AVAILABLE DATA
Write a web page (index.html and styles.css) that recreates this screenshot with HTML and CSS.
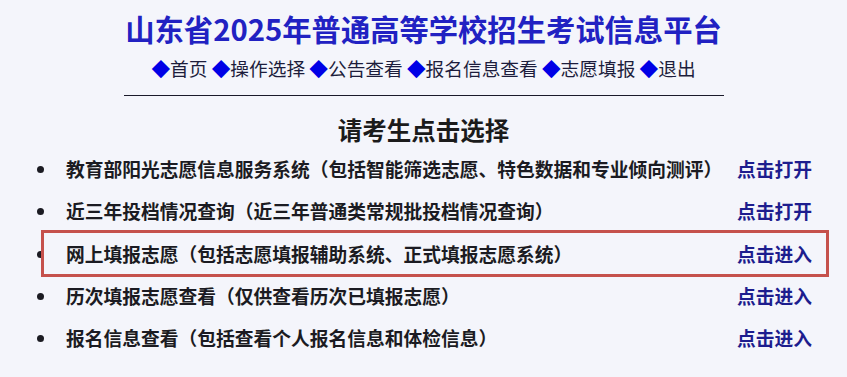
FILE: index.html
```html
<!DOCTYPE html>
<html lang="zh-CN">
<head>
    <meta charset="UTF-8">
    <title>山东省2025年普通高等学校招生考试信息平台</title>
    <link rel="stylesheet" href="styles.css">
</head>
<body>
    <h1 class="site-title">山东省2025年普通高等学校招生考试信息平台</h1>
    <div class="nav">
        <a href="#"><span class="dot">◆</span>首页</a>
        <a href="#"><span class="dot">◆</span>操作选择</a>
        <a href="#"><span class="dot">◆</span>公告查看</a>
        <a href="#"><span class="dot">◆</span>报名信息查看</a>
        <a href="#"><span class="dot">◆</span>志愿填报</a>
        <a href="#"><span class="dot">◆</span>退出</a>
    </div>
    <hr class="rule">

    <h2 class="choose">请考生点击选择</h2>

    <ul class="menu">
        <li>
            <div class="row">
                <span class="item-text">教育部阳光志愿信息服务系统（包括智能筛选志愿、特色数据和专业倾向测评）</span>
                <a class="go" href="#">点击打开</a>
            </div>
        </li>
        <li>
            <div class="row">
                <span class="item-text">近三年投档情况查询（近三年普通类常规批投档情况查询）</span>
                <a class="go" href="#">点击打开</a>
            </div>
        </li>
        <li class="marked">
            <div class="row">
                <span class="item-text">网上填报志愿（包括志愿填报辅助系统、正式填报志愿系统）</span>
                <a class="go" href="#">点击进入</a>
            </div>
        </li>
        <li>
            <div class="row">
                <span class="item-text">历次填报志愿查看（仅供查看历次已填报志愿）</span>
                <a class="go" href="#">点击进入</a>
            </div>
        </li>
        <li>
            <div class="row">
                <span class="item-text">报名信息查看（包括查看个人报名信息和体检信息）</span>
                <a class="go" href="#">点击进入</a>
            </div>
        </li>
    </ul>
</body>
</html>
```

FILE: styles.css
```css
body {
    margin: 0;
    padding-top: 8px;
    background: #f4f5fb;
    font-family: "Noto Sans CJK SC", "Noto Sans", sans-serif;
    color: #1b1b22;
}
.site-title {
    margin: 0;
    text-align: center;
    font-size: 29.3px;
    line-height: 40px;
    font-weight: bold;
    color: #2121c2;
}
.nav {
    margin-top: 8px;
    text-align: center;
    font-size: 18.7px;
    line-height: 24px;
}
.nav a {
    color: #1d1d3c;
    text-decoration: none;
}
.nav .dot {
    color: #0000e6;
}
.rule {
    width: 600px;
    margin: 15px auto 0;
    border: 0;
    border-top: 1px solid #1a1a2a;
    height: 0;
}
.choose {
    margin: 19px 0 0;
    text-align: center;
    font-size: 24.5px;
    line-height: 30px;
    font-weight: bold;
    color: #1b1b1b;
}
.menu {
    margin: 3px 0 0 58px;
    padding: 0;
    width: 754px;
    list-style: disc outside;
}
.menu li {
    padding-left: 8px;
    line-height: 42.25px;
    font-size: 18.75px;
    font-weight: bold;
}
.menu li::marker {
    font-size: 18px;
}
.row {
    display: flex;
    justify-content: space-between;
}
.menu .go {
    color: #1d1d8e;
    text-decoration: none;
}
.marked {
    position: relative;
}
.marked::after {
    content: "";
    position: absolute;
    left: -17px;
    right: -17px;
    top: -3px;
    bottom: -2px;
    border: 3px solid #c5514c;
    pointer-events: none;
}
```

THE PROBLEM
Without including any pictures, print all of the material exactly as given.

SOLUTION TO THE PROBLEM
Write a web page (index.html and styles.css) that recreates this screenshot with HTML and CSS.
FILE: index.html
```html
<!DOCTYPE html>
<html lang="zh-CN">
<head>
    <meta charset="UTF-8">
    <title>山东省2025年普通高等学校招生考试信息平台</title>
    <link rel="stylesheet" href="styles.css">
</head>
<body>
    <h1 class="site-title">山东省2025年普通高等学校招生考试信息平台</h1>
    <div class="nav">
        <a href="#"><span class="dot">◆</span>首页</a>
        <a href="#"><span class="dot">◆</span>操作选择</a>
        <a href="#"><span class="dot">◆</span>公告查看</a>
        <a href="#"><span class="dot">◆</span>报名信息查看</a>
        <a href="#"><span class="dot">◆</span>志愿填报</a>
        <a href="#"><span class="dot">◆</span>退出</a>
    </div>
    <hr class="rule">

    <h2 class="choose">请考生点击选择</h2>

    <ul class="menu">
        <li>
            <div class="row">
                <span class="item-text">教育部阳光志愿信息服务系统（包括智能筛选志愿、特色数据和专业倾向测评）</span>
                <a class="go" href="#">点击打开</a>
            </div>
        </li>
        <li>
            <div class="row">
                <span class="item-text">近三年投档情况查询（近三年普通类常规批投档情况查询）</span>
                <a class="go" href="#">点击打开</a>
            </div>
        </li>
        <li class="marked">
            <div class="row">
                <span class="item-text">网上填报志愿（包括志愿填报辅助系统、正式填报志愿系统）</span>
                <a class="go" href="#">点击进入</a>
            </div>
        </li>
        <li>
            <div class="row">
                <span class="item-text">历次填报志愿查看（仅供查看历次已填报志愿）</span>
                <a class="go" href="#">点击进入</a>
            </div>
        </li>
        <li>
            <div class="row">
                <span class="item-text">报名信息查看（包括查看个人报名信息和体检信息）</span>
                <a class="go" href="#">点击进入</a>
            </div>
        </li>
    </ul>
</body>
</html>
```

FILE: styles.css
```css
body {
    margin: 0;
    padding-top: 8px;
    background: #f4f5fb;
    font-family: "Noto Sans CJK SC", "Noto Sans", sans-serif;
    color: #1b1b22;
}
.site-title {
    margin: 0;
    text-align: center;
    font-size: 29.3px;
    line-height: 40px;
    font-weight: bold;
    color: #2121c2;
}
.nav {
    margin-top: 8px;
    text-align: center;
    font-size: 18.7px;
    line-height: 24px;
}
.nav a {
    color: #1d1d3c;
    text-decoration: none;
}
.nav .dot {
    color: #0000e6;
}
.rule {
    width: 600px;
    margin: 15px auto 0;
    border: 0;
    border-top: 1px solid #1a1a2a;
    height: 0;
}
.choose {
    margin: 19px 0 0;
    text-align: center;
    font-size: 24.5px;
    line-height: 30px;
    font-weight: bold;
    color: #1b1b1b;
}
.menu {
    margin: 3px 0 0 58px;
    padding: 0;
    width: 754px;
    list-style: disc outside;
}
.menu li {
    padding-left: 8px;
    line-height: 42.25px;
    font-size: 18.75px;
    font-weight: bold;
}
.menu li::marker {
    font-size: 18px;
}
.row {
    display: flex;
    justify-content: space-between;
}
.menu .go {
    color: #1d1d8e;
    text-decoration: none;
}
.marked {
    position: relative;
}
.marked::after {
    content: "";
    position: absolute;
    left: -17px;
    right: -17px;
    top: -3px;
    bottom: -2px;
    border: 3px solid #c5514c;
    pointer-events: none;
}
```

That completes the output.